* START *
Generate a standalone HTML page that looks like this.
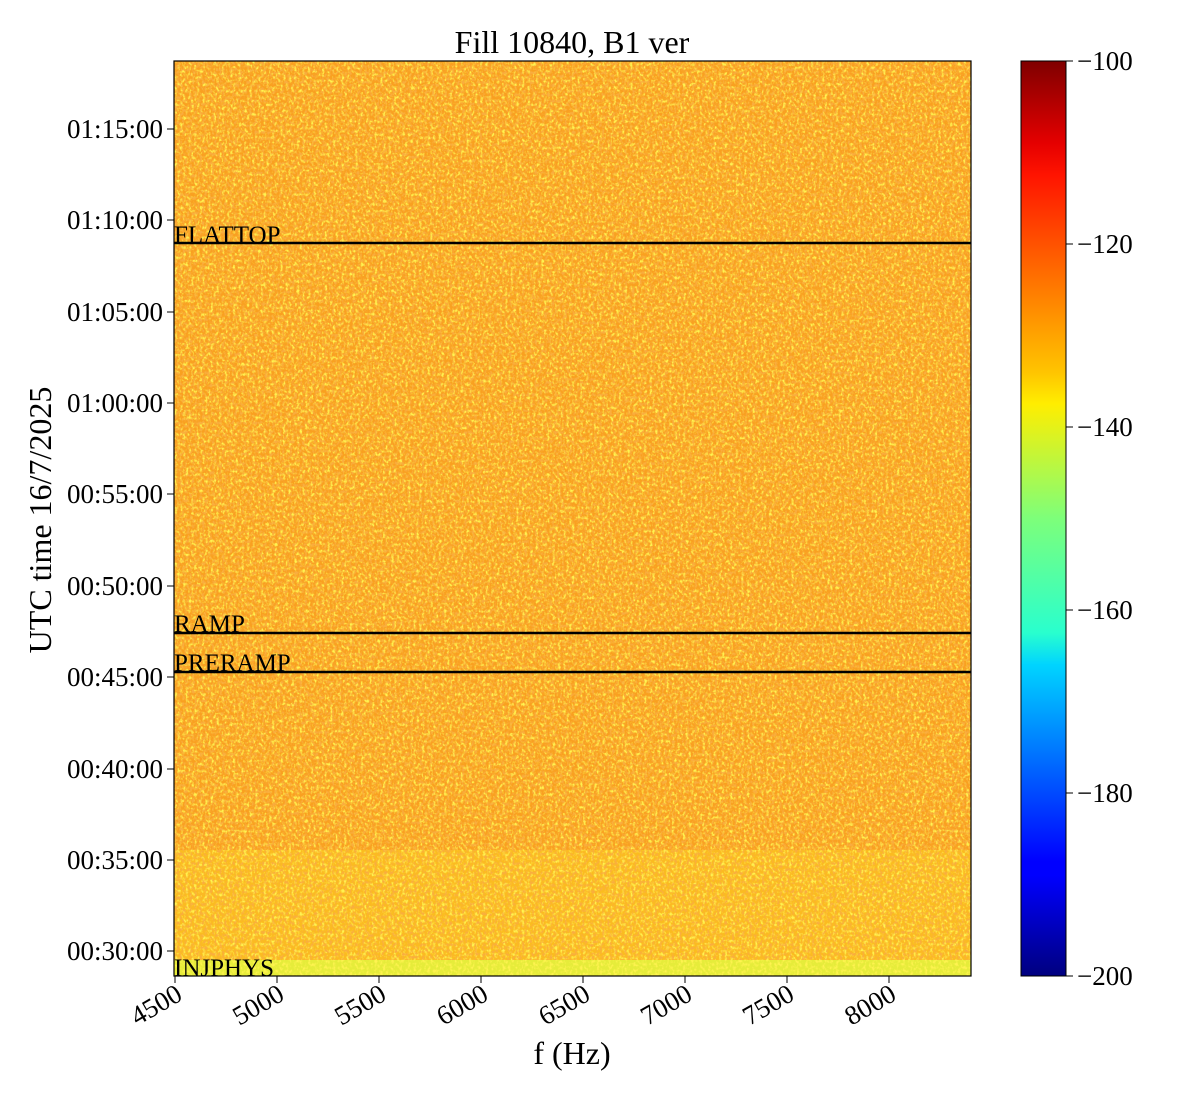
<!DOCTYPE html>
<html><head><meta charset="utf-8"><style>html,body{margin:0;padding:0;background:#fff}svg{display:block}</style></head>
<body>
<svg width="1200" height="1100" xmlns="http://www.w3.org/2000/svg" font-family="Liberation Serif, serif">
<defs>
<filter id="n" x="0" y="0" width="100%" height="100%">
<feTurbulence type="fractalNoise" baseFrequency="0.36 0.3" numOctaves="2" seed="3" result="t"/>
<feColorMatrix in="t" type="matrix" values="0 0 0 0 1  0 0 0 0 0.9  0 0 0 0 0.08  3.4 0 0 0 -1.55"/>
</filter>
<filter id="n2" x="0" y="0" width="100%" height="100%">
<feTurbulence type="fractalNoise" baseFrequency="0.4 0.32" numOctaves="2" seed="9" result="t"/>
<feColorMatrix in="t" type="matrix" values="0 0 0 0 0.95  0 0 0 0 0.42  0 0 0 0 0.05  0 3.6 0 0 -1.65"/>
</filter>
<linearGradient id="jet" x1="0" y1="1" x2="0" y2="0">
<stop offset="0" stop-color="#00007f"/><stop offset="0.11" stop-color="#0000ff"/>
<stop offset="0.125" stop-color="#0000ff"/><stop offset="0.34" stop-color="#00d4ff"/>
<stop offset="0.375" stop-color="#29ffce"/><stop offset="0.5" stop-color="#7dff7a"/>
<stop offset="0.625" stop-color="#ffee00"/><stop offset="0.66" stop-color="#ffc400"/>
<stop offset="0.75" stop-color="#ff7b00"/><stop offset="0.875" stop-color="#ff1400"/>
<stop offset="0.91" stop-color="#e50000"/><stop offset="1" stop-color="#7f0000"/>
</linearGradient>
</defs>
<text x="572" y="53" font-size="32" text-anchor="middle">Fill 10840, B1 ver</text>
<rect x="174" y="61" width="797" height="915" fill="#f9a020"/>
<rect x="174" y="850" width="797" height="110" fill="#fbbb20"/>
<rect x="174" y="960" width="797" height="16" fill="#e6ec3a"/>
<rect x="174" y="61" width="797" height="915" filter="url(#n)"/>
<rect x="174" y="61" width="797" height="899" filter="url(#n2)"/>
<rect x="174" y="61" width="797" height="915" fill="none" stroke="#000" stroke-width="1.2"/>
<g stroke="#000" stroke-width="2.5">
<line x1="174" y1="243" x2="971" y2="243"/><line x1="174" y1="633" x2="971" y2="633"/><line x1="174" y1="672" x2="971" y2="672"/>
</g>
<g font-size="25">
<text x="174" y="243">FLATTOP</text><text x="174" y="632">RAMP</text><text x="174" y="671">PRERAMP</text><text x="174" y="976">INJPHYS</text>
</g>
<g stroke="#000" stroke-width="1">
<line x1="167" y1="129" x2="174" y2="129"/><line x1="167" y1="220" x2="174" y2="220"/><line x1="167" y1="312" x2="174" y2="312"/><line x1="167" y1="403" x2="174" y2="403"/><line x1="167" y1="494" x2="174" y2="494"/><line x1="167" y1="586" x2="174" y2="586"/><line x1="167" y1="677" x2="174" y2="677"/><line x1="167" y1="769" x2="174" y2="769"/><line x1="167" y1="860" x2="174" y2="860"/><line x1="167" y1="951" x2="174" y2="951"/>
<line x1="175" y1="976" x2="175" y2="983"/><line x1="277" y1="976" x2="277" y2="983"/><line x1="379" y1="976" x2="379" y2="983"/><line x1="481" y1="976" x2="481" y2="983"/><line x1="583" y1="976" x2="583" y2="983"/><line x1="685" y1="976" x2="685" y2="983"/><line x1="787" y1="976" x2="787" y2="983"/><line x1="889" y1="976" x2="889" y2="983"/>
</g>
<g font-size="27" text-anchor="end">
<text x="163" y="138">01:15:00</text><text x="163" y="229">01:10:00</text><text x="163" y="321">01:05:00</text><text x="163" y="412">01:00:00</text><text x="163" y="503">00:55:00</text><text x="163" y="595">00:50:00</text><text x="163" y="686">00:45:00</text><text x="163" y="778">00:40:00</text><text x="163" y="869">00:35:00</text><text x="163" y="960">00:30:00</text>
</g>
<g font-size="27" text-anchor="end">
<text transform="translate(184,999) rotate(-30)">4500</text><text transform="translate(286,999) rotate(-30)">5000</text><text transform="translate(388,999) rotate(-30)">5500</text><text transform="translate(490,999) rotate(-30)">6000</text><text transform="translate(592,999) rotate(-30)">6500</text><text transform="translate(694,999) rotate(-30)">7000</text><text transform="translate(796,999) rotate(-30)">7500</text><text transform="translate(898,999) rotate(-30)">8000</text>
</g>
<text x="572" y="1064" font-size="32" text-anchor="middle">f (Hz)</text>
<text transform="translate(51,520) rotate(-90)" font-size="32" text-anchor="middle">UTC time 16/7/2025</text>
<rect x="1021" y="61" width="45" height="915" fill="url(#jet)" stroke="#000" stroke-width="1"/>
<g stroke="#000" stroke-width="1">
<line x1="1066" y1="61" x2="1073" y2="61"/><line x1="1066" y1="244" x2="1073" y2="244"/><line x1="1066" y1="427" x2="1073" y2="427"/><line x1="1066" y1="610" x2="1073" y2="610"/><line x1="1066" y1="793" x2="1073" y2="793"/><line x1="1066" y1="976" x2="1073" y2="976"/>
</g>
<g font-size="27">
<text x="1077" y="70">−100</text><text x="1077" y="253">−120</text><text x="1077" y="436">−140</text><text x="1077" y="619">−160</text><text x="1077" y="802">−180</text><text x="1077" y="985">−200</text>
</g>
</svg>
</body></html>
* END *
EXERCISE: The material above holds pictures; copy everything else in it exactly.

WRITTEN SOLUTION:
Generate a standalone HTML page that looks like this.
<!DOCTYPE html>
<html><head><meta charset="utf-8"><style>html,body{margin:0;padding:0;background:#fff}svg{display:block}</style></head>
<body>
<svg width="1200" height="1100" xmlns="http://www.w3.org/2000/svg" font-family="Liberation Serif, serif">
<defs>
<filter id="n" x="0" y="0" width="100%" height="100%">
<feTurbulence type="fractalNoise" baseFrequency="0.36 0.3" numOctaves="2" seed="3" result="t"/>
<feColorMatrix in="t" type="matrix" values="0 0 0 0 1  0 0 0 0 0.9  0 0 0 0 0.08  3.4 0 0 0 -1.55"/>
</filter>
<filter id="n2" x="0" y="0" width="100%" height="100%">
<feTurbulence type="fractalNoise" baseFrequency="0.4 0.32" numOctaves="2" seed="9" result="t"/>
<feColorMatrix in="t" type="matrix" values="0 0 0 0 0.95  0 0 0 0 0.42  0 0 0 0 0.05  0 3.6 0 0 -1.65"/>
</filter>
<linearGradient id="jet" x1="0" y1="1" x2="0" y2="0">
<stop offset="0" stop-color="#00007f"/><stop offset="0.11" stop-color="#0000ff"/>
<stop offset="0.125" stop-color="#0000ff"/><stop offset="0.34" stop-color="#00d4ff"/>
<stop offset="0.375" stop-color="#29ffce"/><stop offset="0.5" stop-color="#7dff7a"/>
<stop offset="0.625" stop-color="#ffee00"/><stop offset="0.66" stop-color="#ffc400"/>
<stop offset="0.75" stop-color="#ff7b00"/><stop offset="0.875" stop-color="#ff1400"/>
<stop offset="0.91" stop-color="#e50000"/><stop offset="1" stop-color="#7f0000"/>
</linearGradient>
</defs>
<text x="572" y="53" font-size="32" text-anchor="middle">Fill 10840, B1 ver</text>
<rect x="174" y="61" width="797" height="915" fill="#f9a020"/>
<rect x="174" y="850" width="797" height="110" fill="#fbbb20"/>
<rect x="174" y="960" width="797" height="16" fill="#e6ec3a"/>
<rect x="174" y="61" width="797" height="915" filter="url(#n)"/>
<rect x="174" y="61" width="797" height="899" filter="url(#n2)"/>
<rect x="174" y="61" width="797" height="915" fill="none" stroke="#000" stroke-width="1.2"/>
<g stroke="#000" stroke-width="2.5">
<line x1="174" y1="243" x2="971" y2="243"/><line x1="174" y1="633" x2="971" y2="633"/><line x1="174" y1="672" x2="971" y2="672"/>
</g>
<g font-size="25">
<text x="174" y="243">FLATTOP</text><text x="174" y="632">RAMP</text><text x="174" y="671">PRERAMP</text><text x="174" y="976">INJPHYS</text>
</g>
<g stroke="#000" stroke-width="1">
<line x1="167" y1="129" x2="174" y2="129"/><line x1="167" y1="220" x2="174" y2="220"/><line x1="167" y1="312" x2="174" y2="312"/><line x1="167" y1="403" x2="174" y2="403"/><line x1="167" y1="494" x2="174" y2="494"/><line x1="167" y1="586" x2="174" y2="586"/><line x1="167" y1="677" x2="174" y2="677"/><line x1="167" y1="769" x2="174" y2="769"/><line x1="167" y1="860" x2="174" y2="860"/><line x1="167" y1="951" x2="174" y2="951"/>
<line x1="175" y1="976" x2="175" y2="983"/><line x1="277" y1="976" x2="277" y2="983"/><line x1="379" y1="976" x2="379" y2="983"/><line x1="481" y1="976" x2="481" y2="983"/><line x1="583" y1="976" x2="583" y2="983"/><line x1="685" y1="976" x2="685" y2="983"/><line x1="787" y1="976" x2="787" y2="983"/><line x1="889" y1="976" x2="889" y2="983"/>
</g>
<g font-size="27" text-anchor="end">
<text x="163" y="138">01:15:00</text><text x="163" y="229">01:10:00</text><text x="163" y="321">01:05:00</text><text x="163" y="412">01:00:00</text><text x="163" y="503">00:55:00</text><text x="163" y="595">00:50:00</text><text x="163" y="686">00:45:00</text><text x="163" y="778">00:40:00</text><text x="163" y="869">00:35:00</text><text x="163" y="960">00:30:00</text>
</g>
<g font-size="27" text-anchor="end">
<text transform="translate(184,999) rotate(-30)">4500</text><text transform="translate(286,999) rotate(-30)">5000</text><text transform="translate(388,999) rotate(-30)">5500</text><text transform="translate(490,999) rotate(-30)">6000</text><text transform="translate(592,999) rotate(-30)">6500</text><text transform="translate(694,999) rotate(-30)">7000</text><text transform="translate(796,999) rotate(-30)">7500</text><text transform="translate(898,999) rotate(-30)">8000</text>
</g>
<text x="572" y="1064" font-size="32" text-anchor="middle">f (Hz)</text>
<text transform="translate(51,520) rotate(-90)" font-size="32" text-anchor="middle">UTC time 16/7/2025</text>
<rect x="1021" y="61" width="45" height="915" fill="url(#jet)" stroke="#000" stroke-width="1"/>
<g stroke="#000" stroke-width="1">
<line x1="1066" y1="61" x2="1073" y2="61"/><line x1="1066" y1="244" x2="1073" y2="244"/><line x1="1066" y1="427" x2="1073" y2="427"/><line x1="1066" y1="610" x2="1073" y2="610"/><line x1="1066" y1="793" x2="1073" y2="793"/><line x1="1066" y1="976" x2="1073" y2="976"/>
</g>
<g font-size="27">
<text x="1077" y="70">−100</text><text x="1077" y="253">−120</text><text x="1077" y="436">−140</text><text x="1077" y="619">−160</text><text x="1077" y="802">−180</text><text x="1077" y="985">−200</text>
</g>
</svg>
</body></html>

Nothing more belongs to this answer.